In some cases, pharma will need to work to nurture entirely new roles and capabilities, he adds.
“We are seeing other new roles evolving - data scientists, multichannel coaches, digital content design experts, customer experience coordinators, innovation partnership scouts, AI and RPA evangelists - these are the kinds of expertise we need.”
Filling the content gap
And of course pharma also needs to meet the information needs of doctors. The sheer volume and variety of content that is required to create and maintain this digital engagement ecosystem entails a lot more investment beyond investing in IT platforms and the digital tools that sit on them. 
It entails a radical re-working of relationships with content creators, content agencies and also with regulatory groups to enable better tailored content to be created faster. “To attract more HCPs online, we need to create and update content across various channels, which respond to HCP demand in a timely manner,” says Maeda.
Creating the right tools to track and measure their consumption of it is also important, says Adachi. “It is necessary to trace the data in the digital channels.
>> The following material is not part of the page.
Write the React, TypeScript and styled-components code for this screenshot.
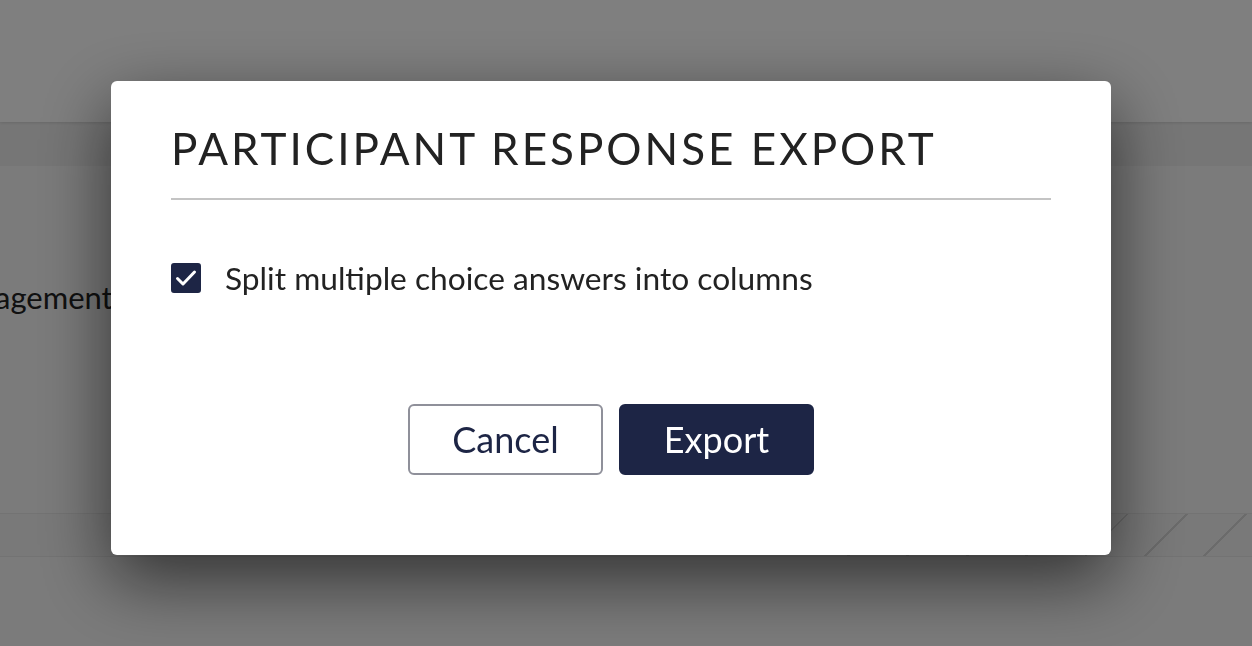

Surprisingly, only some pharma companies in Japan can manage it at this moment. 
“And pharma should analyse data and integrate with off-line channel data from MRs to realise more tailored promotion activities. Ideally they will also aggregate data from call centers or MSLs as well and integrate it with other data to make outcomes more accurate.”
For those sales leaders that succeed in getting the new rules of engagement right, the prizes are great.
The scope to use digital tools to gather better and more timely information, to enhance engagement and to build deeper understanding that improves the job the sales team does, is vast. 
It stands to reason that more relevant insights into the needs and preferences of doctors leads to better discussions with them, in turn generating valuable new insights. 
Better use of digital tools should also mean sales and marketing efforts can dovetail much more effectively, with marketing sharing its campaign data so that sales colleagues can blend it with personalised data gathered remotely and face to face.
Providing post webinar or conference portals offers another opportunity to use digital tools to engage more closely by offering relevant information and gather actionable insights, offering a ‘before, during and after’ customer experience that is sustained and consistent.
Thanks to new digital tools and the growth of rich data sets to which they can be applied, those able to understand their customers almost down to the individual will be able to quickly adapt and can expect to see accelerating returns from their sales and marketing efforts.
The positive feedback loops they establish, with results over weeks or even days in some cases, will leave less nimble rivals behind.